La métonymie (je ne sais pas si on peut vraiment appeler cela une métonymie), dont se servent ces auteurs, renvoie à l’ordre du monde et constitue elle-même l’une des techniques de la mise en ordre du savoir qui le concerne. Et ce n’est que dans ce contexte-là que la phrase « Le Midi s’est révélé à ma nature nordique » devient compréhensible pour nous ; tel était bien le sens que Gombrowicz voulait lui conférer.

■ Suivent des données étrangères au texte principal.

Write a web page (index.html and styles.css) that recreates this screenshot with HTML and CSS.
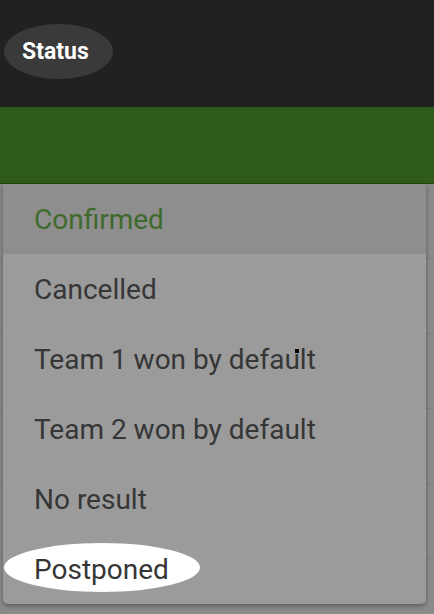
FILE: index.html
```html
<!DOCTYPE html>
<html>
<head>
<meta charset="utf-8">
<link rel="stylesheet" href="styles.css">
</head>
<body>
<header class="topbar">
  <span class="title">Status</span>
</header>
<div class="greenbar"></div>
<main class="page">
  <div class="row"></div>
  <div class="row"></div>
  <div class="row"></div>
  <div class="row"></div>
  <div class="row"></div>
</main>
<ul class="menu">
  <li class="item selected">Confirmed</li>
  <li class="item">Cancelled</li>
  <li class="item">Team 1 won by defa<span class="dotted">u</span>lt</li>
  <li class="item">Team 2 won by default</li>
  <li class="item">No result</li>
  <li class="item marked">Postponed</li>
</ul>
</body>
</html>
```
FILE: styles.css
```css
html, body {
  margin: 0;
  padding: 0;
  width: 434px;
  height: 614px;
  overflow: hidden;
  background: #8b8b8b;
  font-family: Roboto, "Liberation Sans", sans-serif;
}
.topbar {
  height: 107px;
  background: #212121;
  display: flex;
  align-items: center;
  padding-left: 22px;
  box-sizing: border-box;
}
.title {
  position: relative;
  z-index: 0;
  color: #ffffff;
  font-weight: 700;
  font-size: 23px;
  margin-top: -4px;
}
.title::before {
  content: "";
  position: absolute;
  left: -18px;
  top: -14px;
  width: 109px;
  height: 55px;
  border-radius: 50%;
  background: #3a3a3a;
  z-index: -1;
}
.greenbar {
  height: 77px;
  background: #2e5b1a;
  border-bottom: 1px solid #23450f;
  box-sizing: border-box;
}
.page {
  display: flex;
  flex-direction: column;
}
.row {
  height: 74px;
  border-bottom: 1px solid #7f7f7f;
}
.menu {
  position: absolute;
  left: 3px;
  top: 184px;
  width: 423px;
  margin: 0;
  padding: 0;
  list-style: none;
  background: #9b9b9b;
  border-radius: 0 0 5px 5px;
  box-shadow: 0 2px 5px rgba(0,0,0,0.35);
}
.item {
  height: 70px;
  display: flex;
  align-items: center;
  padding-left: 31px;
  font-size: 28px;
  color: #363636;
}
.item.selected {
  background: #8e8e8e;
  color: #3f6a2c;
}
.item.marked {
  position: relative;
  z-index: 0;
}
.item.marked::before {
  content: "";
  position: absolute;
  left: 1px;
  top: 9px;
  width: 196px;
  height: 49px;
  border-radius: 50%;
  background: #ffffff;
  z-index: -1;
}
.dotted {
  position: relative;
}
.dotted::after {
  content: "";
  position: absolute;
  right: 1px;
  top: 6px;
  width: 4px;
  height: 4px;
  background: #000;
}
```
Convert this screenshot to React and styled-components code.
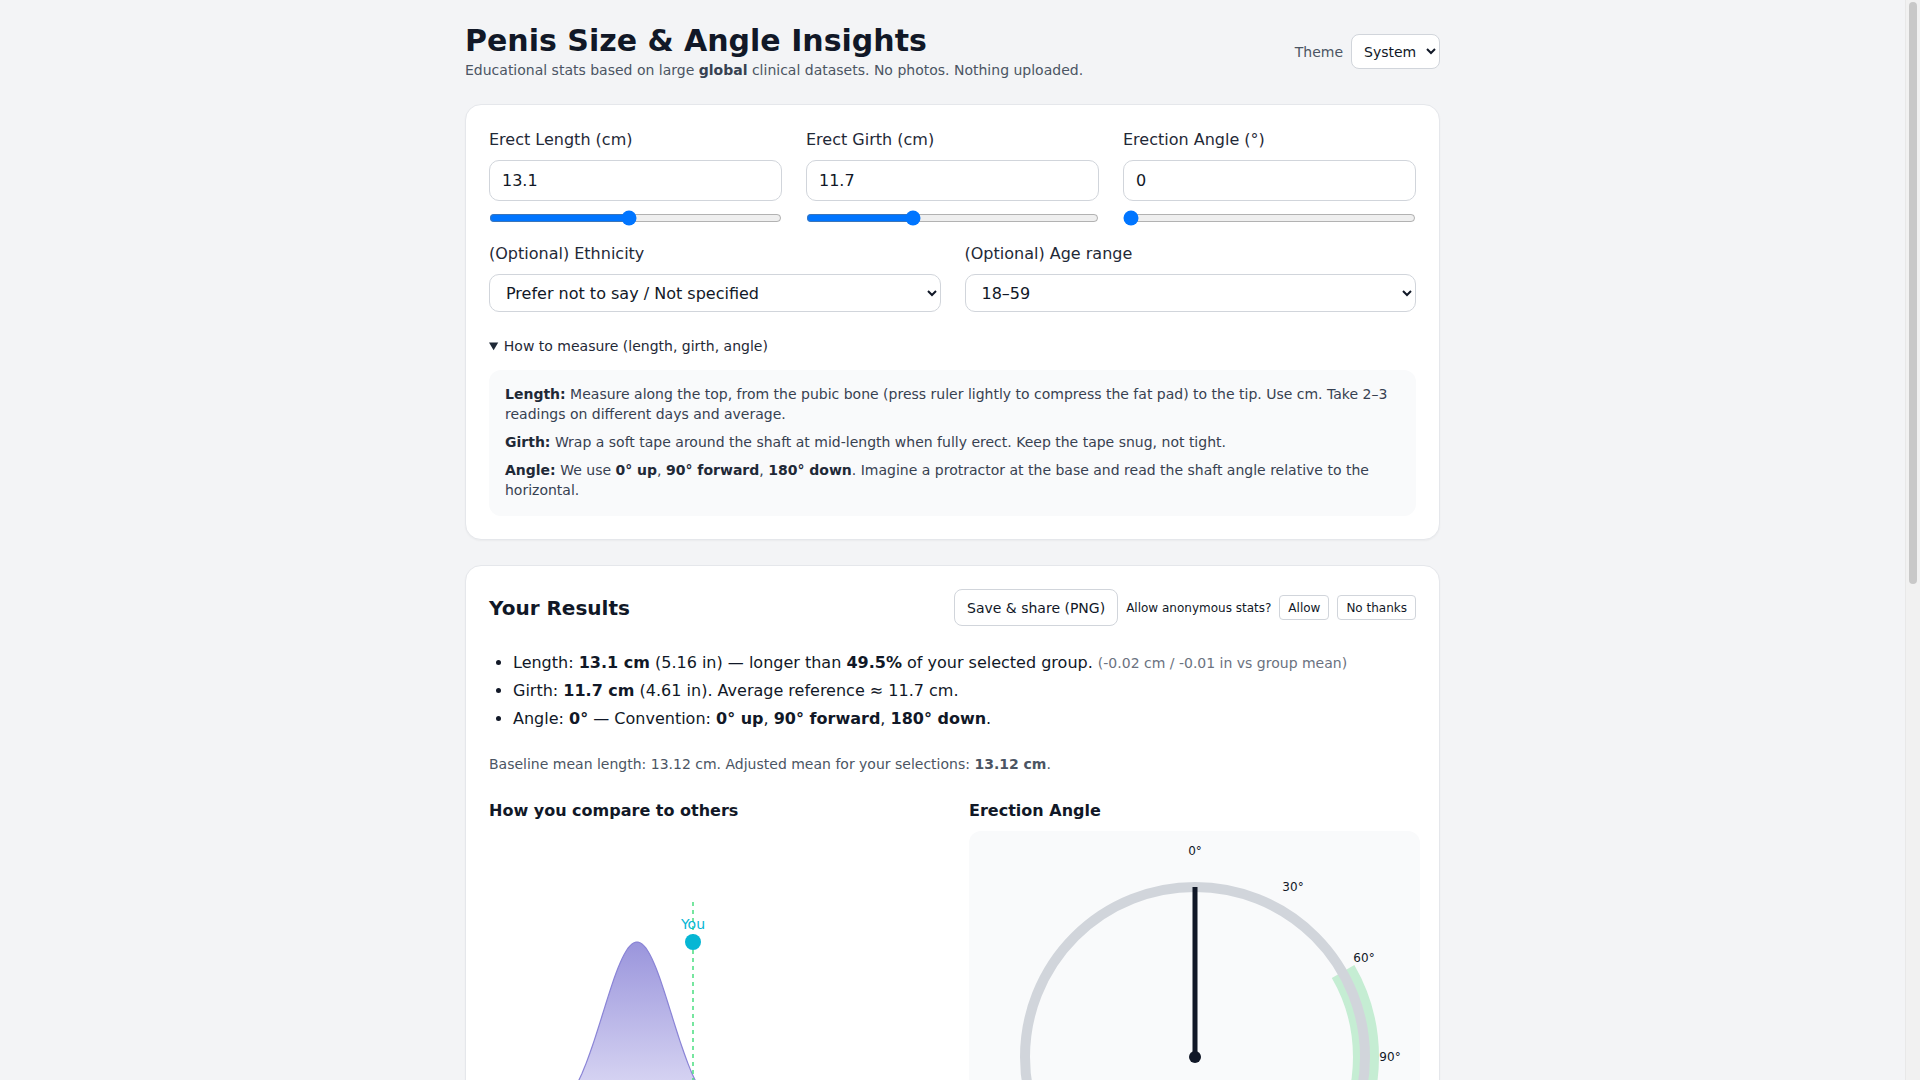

Sur la carte tracée d’après ce schéma, le Midi, perçu à travers le regard d’un habitant du Nord, constitue une forme marquée d’opposition. Il représente donc un terrain d’altérité, et ce qui en résulte exprime parfois une poursuite acharnée de l’altérité ainsi que le désir de reconnaissances radicales puisque elles sont associées à ce qui, encore dans la philosophie de Fichte, s’enfermait dans le champ du « non-moi ». Il est facile de s’imaginer ce que pouvait signifier pour Gombrowicz l’éblouissement suscité par le Midi.
Je me souviens très bien que [...] pour la première fois [...] la surface immobile et étincelante de la mare latine se révéla à moi d’un coup, comme si un rideau venait de se lever. Ce que n’avaient pas réussi à faire toutes les cathédrales et les musées de Paris, ce ruban de route vertigineux, qui piquait droit sur la mer, le fit : je compris soudain le Sud, la France, l’Italie, Rome et mille autres choses, tout cela me devint pour la première fois précieux - à moi qui avais toujours considéré les bruns comme un type humain inférieur. La blancheur de ces pierres, le gris noble, cendré, des platanes, l’azur devant nous et au-dessus de nous, la netteté des lignes, la plénitude des formes - je comprenais tout. Et j’étais ravi d’avoir eu cette révélation sacrée.